African Blackwood Classical Guitar
June 1st 2013
Moving along, I had to hit the honey do list today, so I was only able to get the end strip in and cut a bunch of small braces to hold the transverse braces down.
When I glue the top down it will happen as shown in the pictures. The top and sides will be in the solera. I will mostly use cam clamps but I can use rubber bands as well, that is what all of those dowels are for on my solera. It is nice working this was as I can make sure the rims are clamped right where I want it on the top. For those following (I describe it early in the blog) you will see that I still have the top indexed to the solera. Not visible but in place, the neck is also indexed to my solera with a couple of 1/8" diameter dowels. So if my indexing is correct I can not fail having the top and next properly aligned. Here are a few pictures cutting the rebate and installing the end strip. The picture also are the first view of my Australian blackwood (Acacia melanoxylon) bindings combined with my African blackwood (Dalbergia melanoxylon ) back and sides
I just use a scrapper as a guide for my saw. Before I cut with a razor saw I score very deep with a new scalpel blade hoping to have a clean line at the top of the cut. Although it does not look like it in this series of pictures. The saw is always on the waste side of the cut and the scraper is on the outside.
June 2nd 2013
I did get the top glued onto the rims today with the neck straight and centered. Also I nearly finished the preparations for gluing on the back. After I glued on the top I glued some small braces to hold the harmonic braces in place. I finished up marking where I need to route for the back braces. I had to cook dinner and I had a couple of drinks so I will save the routing for tomorrow.
June 4th 2013
I finished closing the box on the classical guitar today. From the last post I had to route out the rebates for the back braces and sort of clean things up. Another change I made at the last minute was to rework my solera so that the neck will have a slight forward tilt. The nut location on the neck should be about 2 mm higher than the plane of the guitar. I was not going to do this and rework the fret board instead to get my geometry but most of the higher end classical guitar luthiers do it so I decided to do so as well. I am waiting for the glue up of the back to cure before I know how it will work.
The pictures below show my setup for routing the rebates for the braces and how I set the depth. I mostly carve the ends very close to 1/8" but setting the depth of the bit on my baby die grinder right on the brace allows me to have really tight joints.

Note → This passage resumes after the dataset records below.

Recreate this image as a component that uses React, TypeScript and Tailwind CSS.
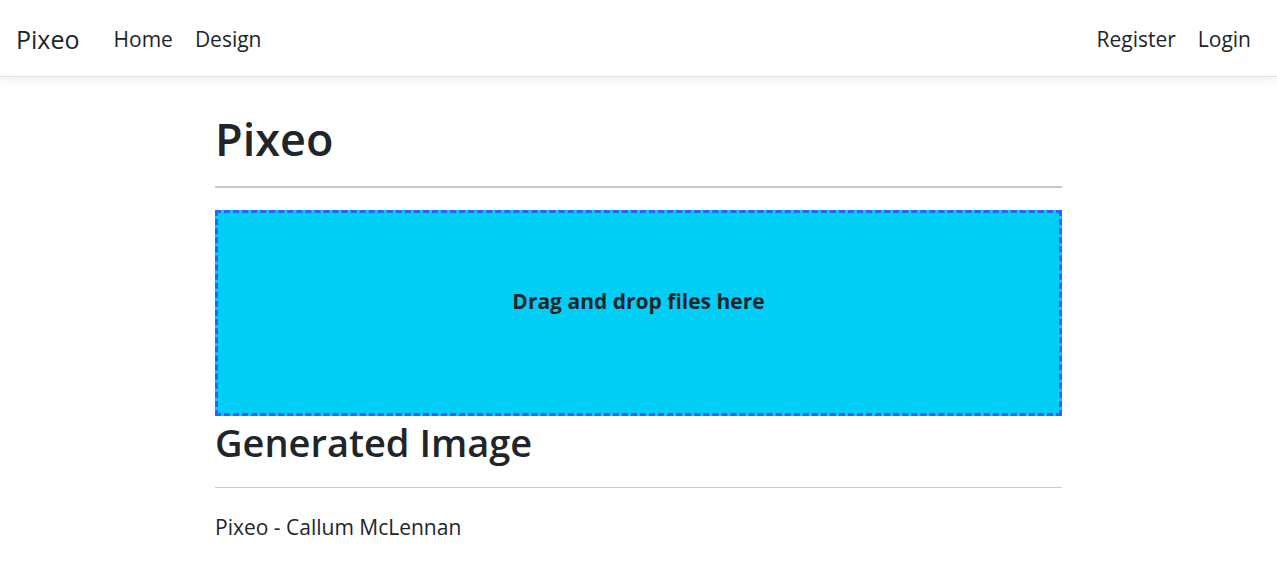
export default function App() {
  return (
    <div className="min-h-screen bg-white text-[#212529]" style={{ fontFamily: '"Open Sans", "Noto Sans", sans-serif' }}>
      <nav className="flex h-[77px] items-center justify-between border-b border-[#dee2e6] pl-4 pr-[26px] pt-[3px] shadow-[0_4px_10px_rgba(0,0,0,0.06)]">
        <div className="flex items-center">
          <span className="text-[25px]">Pixeo</span>
          <a className="ml-[34px] text-[21px]">Home</a>
          <a className="ml-[22px] text-[21px]">Design</a>
        </div>
        <div className="flex items-center">
          <a className="text-[21px]">Register</a>
          <a className="ml-[22px] text-[21px]">Login</a>
        </div>
      </nav>
      <main className="mx-auto w-[847px] pt-[35px]">
        <h1 className="text-[45px] font-semibold leading-[1.2]">Pixeo</h1>
        <hr className="mt-[20px] border-t-2 border-[#c8c8c8]" />
        <div className="mt-[22px] flex h-[206px] items-center justify-center border-[3px] border-dashed border-[#2962ff] bg-[#00cef5] pb-[22px]">
          <span className="text-[21px] font-bold">Drag and drop files here</span>
        </div>
        <h2 className="mt-[4px] text-[38px] font-semibold leading-[1.2]">Generated Image</h2>
        <hr className="mt-[21px] border-[#cccccc]" />
        <p className="mt-[24px] text-[21px]">Pixeo - Callum McLennan</p>
      </main>
    </div>
  );
}
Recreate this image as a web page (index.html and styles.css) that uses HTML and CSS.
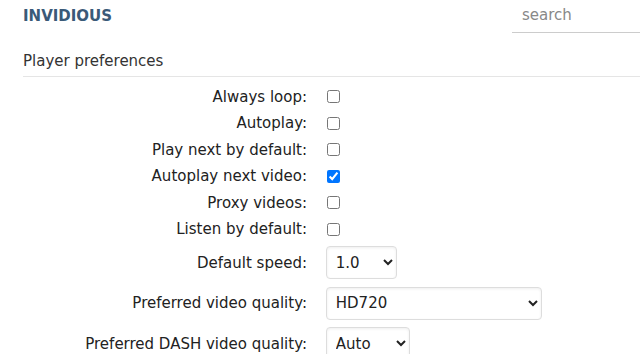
FILE: index.html
```html
<!DOCTYPE html>
<html lang="en">

<head>
  <meta charset="UTF-8">
  <meta name="viewport" content="width=device-width, initial-scale=1.0">
  <title>Preferences - Invidious</title>
  <link rel="stylesheet" href="styles.css">
</head>

<body>
  <header class="navbar">
    <a href="#" class="index-link">INVIDIOUS</a>
    <form class="searchbar">
      <input type="search" name="q" placeholder="search">
    </form>
  </header>

  <main>
    <form class="prefs">
      <fieldset>
        <legend>Player preferences</legend>

        <div class="control-group">
          <label for="video_loop">Always loop:</label>
          <input name="video_loop" id="video_loop" type="checkbox">
        </div>
        <div class="control-group">
          <label for="autoplay">Autoplay:</label>
          <input name="autoplay" id="autoplay" type="checkbox">
        </div>
        <div class="control-group">
          <label for="continue">Play next by default:</label>
          <input name="continue" id="continue" type="checkbox">
        </div>
        <div class="control-group">
          <label for="continue_autoplay">Autoplay next video:</label>
          <input name="continue_autoplay" id="continue_autoplay" type="checkbox" checked>
        </div>
        <div class="control-group">
          <label for="local">Proxy videos:</label>
          <input name="local" id="local" type="checkbox">
        </div>
        <div class="control-group">
          <label for="listen">Listen by default:</label>
          <input name="listen" id="listen" type="checkbox">
        </div>

        <div class="control-group">
          <label for="speed">Default speed:</label>
          <select name="speed" id="speed" class="select-speed">
            <option>2.0</option>
            <option>1.5</option>
            <option>1.25</option>
            <option selected>1.0</option>
            <option>0.75</option>
            <option>0.5</option>
          </select>
        </div>
        <div class="control-group">
          <label for="quality">Preferred video quality:</label>
          <select name="quality" id="quality" class="select-quality">
            <option>dash</option>
            <option selected>HD720</option>
            <option>medium</option>
            <option>small</option>
          </select>
        </div>
        <div class="control-group">
          <label for="quality_dash">Preferred DASH video quality:</label>
          <select name="quality_dash" id="quality_dash" class="select-dash">
            <option selected>Auto</option>
            <option>Best</option>
            <option>1080p</option>
            <option>720p</option>
          </select>
        </div>
      </fieldset>
    </form>
  </main>
</body>

</html>
```

FILE: styles.css
```css
* {
  box-sizing: border-box;
}

body {
  margin: 0;
  font-family: 'DejaVu Sans', sans-serif;
  font-size: 15px;
  color: #222;
  background: white;
}

.navbar {
  display: flex;
  justify-content: space-between;
  align-items: flex-start;
  padding-left: 23px;
  height: 40px;
}

.index-link {
  font-size: 15px;
  font-weight: bold;
  color: #3a5a78;
  text-decoration: none;
  margin-top: 7px;
}

.searchbar {
  width: 128px;
}

.searchbar input {
  width: 100%;
  font-family: inherit;
  font-size: 15px;
  border: none;
  border-bottom: 1px solid #ccc;
  border-radius: 0;
  padding: 6px 10px 8px;
  outline: none;
  color: #222;
}

.searchbar input::placeholder {
  color: #888;
}

main {
  padding: 0 0 0 23px;
}

fieldset {
  margin: 0;
  padding: 0;
  border: 0;
}

legend {
  display: block;
  width: 100%;
  padding: 12px 0 6px;
  margin-bottom: 10px;
  color: #333;
  border-bottom: 1px solid #e5e5e5;
}

.control-group {
  margin-bottom: 0.5em;
}

.control-group label {
  display: inline-block;
  vertical-align: middle;
  width: 284px;
  text-align: right;
  white-space: nowrap;
}

.control-group input[type="checkbox"] {
  margin: 3px 3px 3px 15px;
  vertical-align: middle;
  width: 13px;
  height: 13px;
}

select {
  margin-left: 14px;
  height: 33px;
  padding: 0 8px 0 5px;
  font-family: inherit;
  font-size: 15px;
  color: #222;
  background-color: white;
  border: 1px solid #ddd;
  border-radius: 4px;
  box-shadow: inset 0 1px 3px #eee;
  vertical-align: middle;
}

.select-speed {
  width: 71px;
}

.select-quality {
  width: 216px;
}

.select-dash {
  width: 84px;
}
```
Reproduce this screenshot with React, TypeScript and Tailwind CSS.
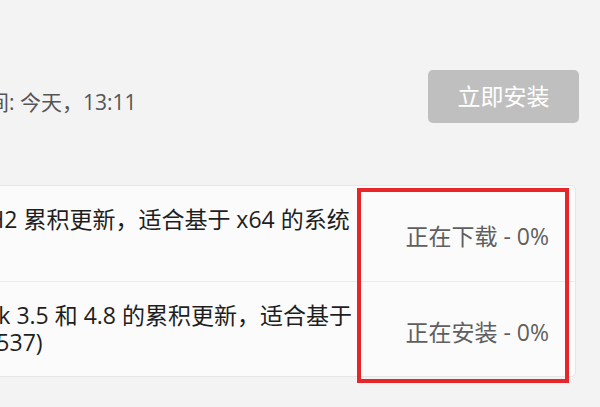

The back matched the profile really well you can see that it conforms nicely to 15' radius, clamping just the heel and the end block. Also when I went to glue the back on I got really good squeeze out after just a few clamps were on, although ultimately I did not skimp on the number of clamps.
June 5th 2013
Like Christmas morning I could only sleep till 4:30! I pulled the clamps off of the guitar and trimmed the excess every where except near the neck and heel. From my initial measurements everything is where I wanted it. On to the binding and purflings. The only new thing I am going to do is to not taking the binding all the way around on the heel end of the back. Instead I am going to take the binding just past the edge of the heel so that it looks to be inset into the heel cap extension I left on the back. If I can not make it look clean I will go ahead and cut it through and bind it like I normally do. Having the neck already on makes this whole operation a lot harder. Extending the back through the heal cap assures that I have a lot of hand tool work to bind the back. I will take pictures as I go for the good or the bad.